A friend had a job traveling around the world setting up NT 4servers. On a particular job, he traveled to a mining operation in one of the most inaccessible parts of the Amazon rain forest. Packed in a crate, two servers were put on a transport aircraft with my friend for the trip down to South America. The client had asked that my friend travel with the servers incase they went missing or became damaged. My friend’s employers were happy to oblige, virtually shackling him to the crate. His instructions were: Keep the servers safe and keep the client happy.

 

When the plane landed, my friend and the crate holding the servers were loaded onto a truck. This truck spent the next few days limping along ever worsening roads deeper into the rain forest. Being the action man that he is, my friend was motion sick after half an hour. He started to really hate that he had to be in the truck with the crate. Why wasn’t it his boss getting jolted around on this muddy track? Keep the servers safe and keep the client happy! A lot easier to say in an air conditioned office than it is on a track in a south American rain forest!

 

After what seemed like days of torture, the truck reached a village where the mining camp’s ancient Russian cargo helicopter met them. This wasn’t a new state-of-the-art helicopter. This helicopter was old, rusty and shook so much his teeth buzzed. Still in theory a few hours on the helicopter was better than a couple of more days on the truck.

 

After a ride on the helicopter that got to the point where my friend felt that the fillings in his teeth were about to shake themselves out, the helicopter landed. The helipad was built on the closest substantial bit of flat and stable ground to the mining operation. Because of the region’s fractal geography, the helipad was on the other side of a tributary of the Amazon from the mining camp. At some point in the next year, real bridge was going to be constructed.
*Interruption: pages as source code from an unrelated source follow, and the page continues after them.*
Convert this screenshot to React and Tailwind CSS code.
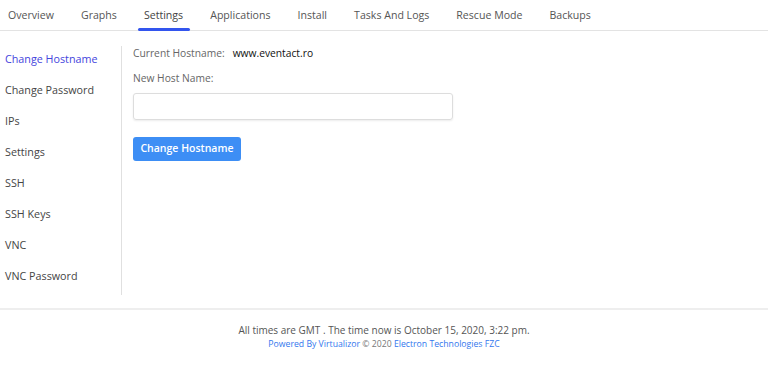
import React from "react";

const tabs = ["Overview", "Graphs", "Settings", "Applications", "Install", "Tasks And Logs", "Rescue Mode", "Backups"];
const side = ["Change Hostname", "Change Password", "IPs", "Settings", "SSH", "SSH Keys", "VNC", "VNC Password"];

export default function App() {
  return (
    <div className="w-[768px] h-[389px] bg-white text-[#555] overflow-hidden" style={{ fontFamily: '"Open Sans", "Noto Sans", sans-serif' }}>
      <div className="flex h-[31px] border-b border-[#e3e3e3] pl-[8px] gap-[27px] text-[10.6px]">
        {tabs.map((t) => (
          <div key={t} className={"relative pt-[8px] " + (t === "Settings" ? "text-[#444]" : "text-[#555]")}>
            {t}
            {t === "Settings" && <div className="absolute left-[-6px] right-[-7px] bottom-[-1px] h-[3px] rounded-full bg-[#3355ee]" />}
          </div>
        ))}
      </div>
      <div className="flex pt-[15px] h-[264px]">
        <div className="w-[122px] border-r border-[#e0e0e0] pl-[5px] text-[10.75px]">
          {side.map((s, i) => (
            <div key={s} className={"h-[31px] pt-[5px] " + (i === 0 ? "text-[#4444dd]" : "text-[#444]")}>{s}</div>
          ))}
        </div>
        <div className="pl-[11px] text-[10.25px]">
          <div className="flex gap-[8px] leading-[15px]">
            <span className="text-[#666]">Current Hostname:</span>
            <span className="text-[#111]">www.eventact.ro</span>
          </div>
          <div className="mt-[10px] text-[#666] leading-[15px]">New Host Name:</div>
          <div className="mt-[7px] w-[320px] h-[27px] border border-[#ddd] rounded-[3px] shadow-[0_1px_2px_rgba(0,0,0,0.08)]" />
          <button className="mt-[17px] w-[108px] h-[24px] rounded-[3px] bg-[#3d8ef5] text-white text-[10.5px] font-semibold">Change Hostname</button>
        </div>
      </div>
      <div className="mt-[13px] h-[2px] bg-[#eeeeee]" />
      <div className="text-center mt-[13px] text-[10px] text-[#555] leading-[14px]">All times are GMT . The time now is October 15, 2020, 3:22 pm.</div>
      <div className="text-center text-[8.7px] leading-[14px] text-[#777]">
        <span className="text-[#3377ee]">Powered By Virtualizor</span> © 2020 <span className="text-[#3377ee]">Electron Technologies FZC</span>
      </div>
    </div>
  );
}
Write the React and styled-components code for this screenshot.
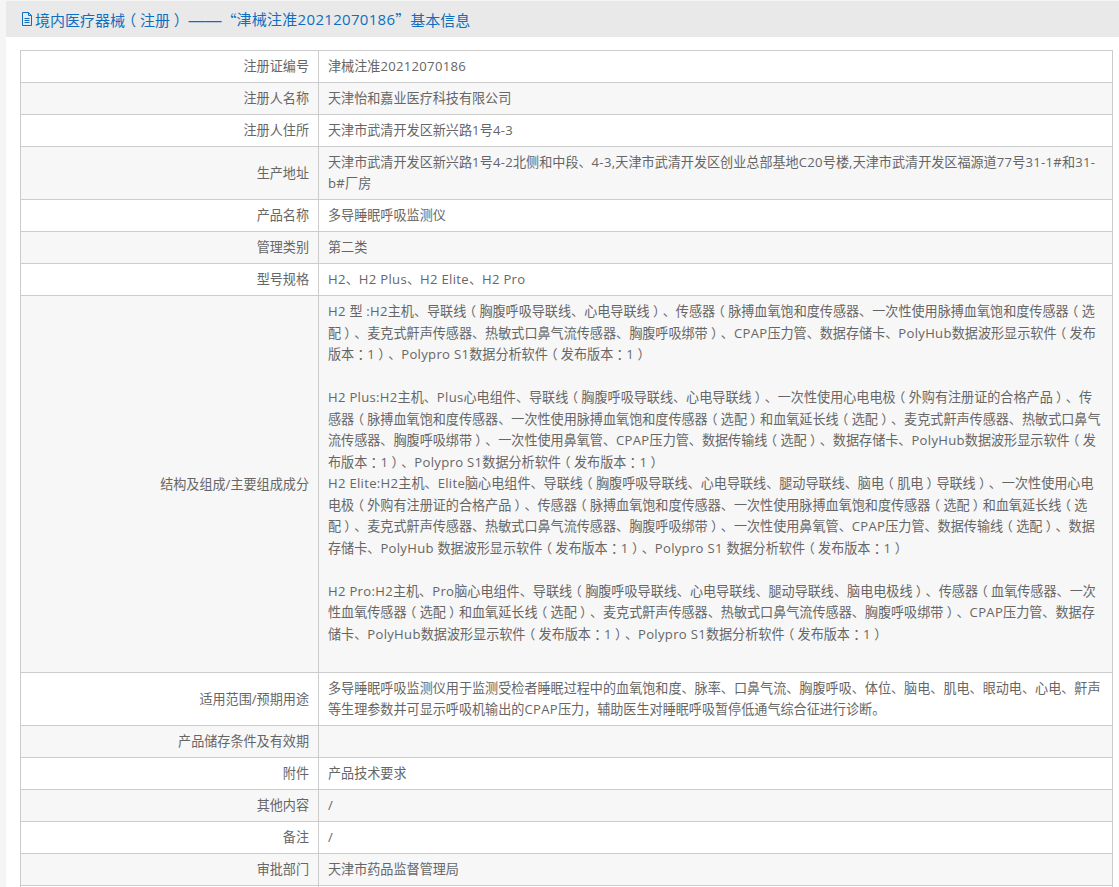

Until then to get from the helipad to the camp you walked across a rope bridge reminiscent of the one at the end of the Temple of Doom. Moving cargo involved using a separate cable that functioned with a pulley system.

 

Although my friend felt a little reluctant about the cable and pulleys, the staff on the ground assured him that there wasn’t any other choice. The nearest bridge was two days drive away. Needless to say, my friend really didn’t want to get back in a truck. He acquiesced. They hooked the crate holding the servers onto the cable and began pulling them across the river.

 

When the crate holding the servers was a third of the way across the river the cable snapped. The crate holding the servers splashed down into the water, floating for a moment before disappearing under the muddy surface.

 

My friend asked if anyone was willing to help him go down into the river to retrieve what he could from the crate. After hearing the staff laugh and shake their heads, my friend learned that this particular river was infested with piranhas.


Piranhas! All of that and it ended with pranhas!
 

If there is a moral to this story, it would be that when looking after a server in any way involves danger from piranhas, you’ve probably strayed too far from the cubicle.